His own “air” suggested something entirely different. Generally it was one part horse, one part leather, one part bull rope rosin and several parts substances that polite society didn’t talk about. At the moment he’d done his best to scrub all that away. No sense walking into the drawing room smelling like a barn.

Drawing room! Now there was a term he didn’t use often. Didn’t reckon he’d said it aloud since the last time he was here-and that had been fifteen years ago. The very notion made him smile, a drawing room was such a far cry from the homely lived-in clutter of the Montana ranch he called home-when he was home.

Usually he wasn’t.

Usually he was going down the road from rodeo to rodeo. He’d be doing it now if it hadn’t been for getting hung up on that little spinning bull at the National Finals in Vegas last month.
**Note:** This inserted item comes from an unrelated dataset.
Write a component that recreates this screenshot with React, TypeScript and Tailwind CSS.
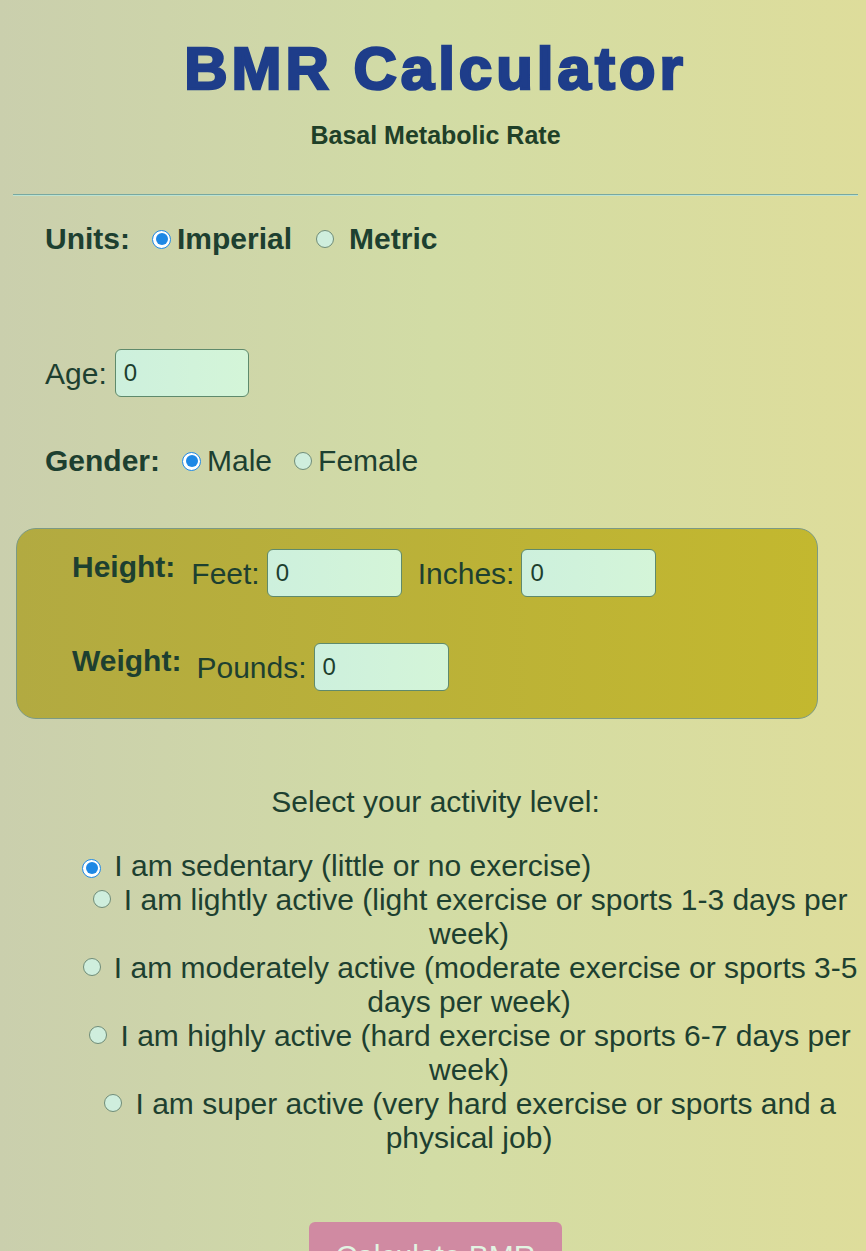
import React, { useState } from 'react'

const activityLevels = [
    'I am sedentary (little or no exercise)',
    'I am lightly active (light exercise or sports 1-3 days per week)',
    'I am moderately active (moderate exercise or sports 3-5 days per week)',
    'I am highly active (hard exercise or sports 6-7 days per week)',
    'I am super active (very hard exercise or sports and a physical job)',
]

function Radio({ checked, className = '' }: { checked: boolean; className?: string }) {
    if (checked) {
        return (
            <span className={`inline-flex items-center justify-center w-[19px] h-[19px] rounded-full border-[1.5px] border-[#1e88e5] bg-white shrink-0 ${className}`}>
                <span className="w-[12px] h-[12px] rounded-full bg-[#1e88e5]" />
            </span>
        )
    }
    return (
        <span className={`inline-block w-[18px] h-[18px] rounded-full border border-[#6f8c78] bg-[#cfeedd] shrink-0 ${className}`} />
    )
}

function NumberBox({ className = '' }: { className?: string }) {
    return (
        <input
            type="text"
            readOnly
            value="0"
            className={`w-[135px] h-[48px] rounded-[6px] border border-[#5f8a6c] bg-[linear-gradient(to_right,#cdf0dd,#d4f5d8)] pl-[8px] text-[24px] text-[#1d3f2e] outline-none ${className}`}
        />
    )
}

export default function App() {
    const [units, setUnits] = useState<'imperial' | 'metric'>('imperial')
    const [gender, setGender] = useState<'male' | 'female'>('male')
    const [activity, setActivity] = useState(0)

    return (
        <div className="min-h-screen overflow-hidden bg-[linear-gradient(to_right,#cacfad,#d2dca5_50%,#dedd9b)] pl-[13px] pr-[8px] font-['Liberation_Sans',Arial,sans-serif] text-[#1d4030]">
            {/* Header */}
            <h1 className="mt-[34px] text-center text-[60px] leading-[69px] font-bold tracking-[4px] text-[#1e3d8a] [-webkit-text-stroke:2.5px_#1e3d8a]">
                BMR Calculator
            </h1>
            <p className="mt-[18px] text-center text-[25px] leading-[29px] font-bold text-[#1f4028]">
                Basal Metabolic Rate
            </p>

            <div className="mt-[44px] border-t border-b border-t-[#78a8a0] border-b-[#bde3d2]" />

            {/* Units */}
            <div className="mt-[26px] pl-[32px] flex items-center text-[30px] leading-[34px] font-bold">
                <span>Units:</span>
                <button onClick={() => setUnits('imperial')} className="ml-[22px] flex items-center">
                    <Radio checked={units === 'imperial'} />
                    <span className="ml-[6px]">Imperial</span>
                </button>
                <button onClick={() => setUnits('metric')} className="ml-[24px] flex items-center">
                    <Radio checked={units === 'metric'} />
                    <span className="ml-[15px]">Metric</span>
                </button>
            </div>

            {/* Age */}
            <div className="mt-[93px] pl-[32px] flex items-center text-[30px] leading-[34px]">
                <span className="pt-[1px]">Age:</span>
                <NumberBox className="ml-[8px] !w-[134px]" />
            </div>

            {/* Gender */}
            <div className="mt-[47px] pl-[32px] flex items-center text-[30px] leading-[34px]">
                <span className="font-bold">Gender:</span>
                <button onClick={() => setGender('male')} className="ml-[22px] flex items-center">
                    <Radio checked={gender === 'male'} />
                    <span className="ml-[6px]">Male</span>
                </button>
                <button onClick={() => setGender('female')} className="ml-[22px] flex items-center">
                    <Radio checked={gender === 'female'} />
                    <span className="ml-[6px]">Female</span>
                </button>
            </div>

            {/* Height / Weight */}
            <div className="mt-[50px] ml-[3px] mr-[40px] rounded-[20px] border border-[#7c9a84] bg-[linear-gradient(to_right,#b2aa41,#c3b82f)] pl-[55px] pt-[20px] pb-[27px] text-[30px] leading-[30px]">
                <div className="flex items-start">
                    <span className="pt-[3px] font-bold">Height:</span>
                    <div className="ml-[16px] flex items-center">
                        <span className="pt-[2px]">Feet:</span>
                        <NumberBox className="ml-[7px]" />
                        <span className="ml-[16px] pt-[2px]">Inches:</span>
                        <NumberBox className="ml-[7px]" />
                    </div>
                </div>
                <div className="mt-[46px] flex items-start">
                    <span className="pt-[3px] font-bold">Weight:</span>
                    <div className="ml-[15px] flex items-center">
                        <span className="pt-[2px]">Pounds:</span>
                        <NumberBox className="ml-[7px]" />
                    </div>
                </div>
            </div>

            {/* Activity level */}
            <p className="mt-[66px] text-center text-[30px] leading-[34px]">Select your activity level:</p>

            <div className="mt-[30px] ml-[67px] text-[30px] leading-[34px]">
                {activityLevels.map((label, i) => (
                    <div
                        key={label}
                        onClick={() => setActivity(i)}
                        className={i === 0 ? 'text-left cursor-pointer' : 'text-center cursor-pointer'}
                    >
                        <Radio checked={activity === i} className="ml-[2px] mr-[5px] align-[2px]" /> {label}
                    </div>
                ))}
            </div>

            {/* Submit */}
            <div className="mt-[67px] flex justify-center">
                <button className="w-[253px] rounded-[6px] bg-[#d08aa2] pt-[17px] pb-[17px] text-[30px] leading-[34px] text-[#e2f4e2]">
                    Calculate BMR
                </button>
            </div>
        </div>
    )
}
“Shoulder separation,” the doc had said. “Again.” He’d looked at Gabe over the top of his glasses. “How many is that?”

“Five,” Gabe had admitted.

He didn’t like to think about it even now. Didn’t like to think about the surgery that had become inevitable, the months of recovery that would follow, the enforced idleness. A guy could get into trouble if he didn’t have something to keep him busy. A guy could meet a girl like Tracy…

Even now his mouth curved instinctively at the thought of Tracy. He’d known she was trouble from the moment he saw her, but that was how he liked ’em. Trouble, and sassy and all woman. She’d lured him into her bed, with no resistance from him, and had cost him a fortune in gee-gaws, which was fine.

It was her uptight brother with the shotgun who hadn’t been fine. Nor had the lively conversation they’d had in which the words “marriage”, “honest woman” and “decent thing” had occurred with alarming frequency.

Gabe, who had been taught from the cradle never to badmouth a woman, didn’t say that the words “honest” and “decent” were not exactly terms he would have used to describe Tracy. He’d just done his damnedest to assure the shotgun-toting brother that Tracy wouldn’t want to tie herself to a no-account bull rider with no more morals than a monkey. And then he’d promised to hightail it out of the country so she could find herself a “respectable” man.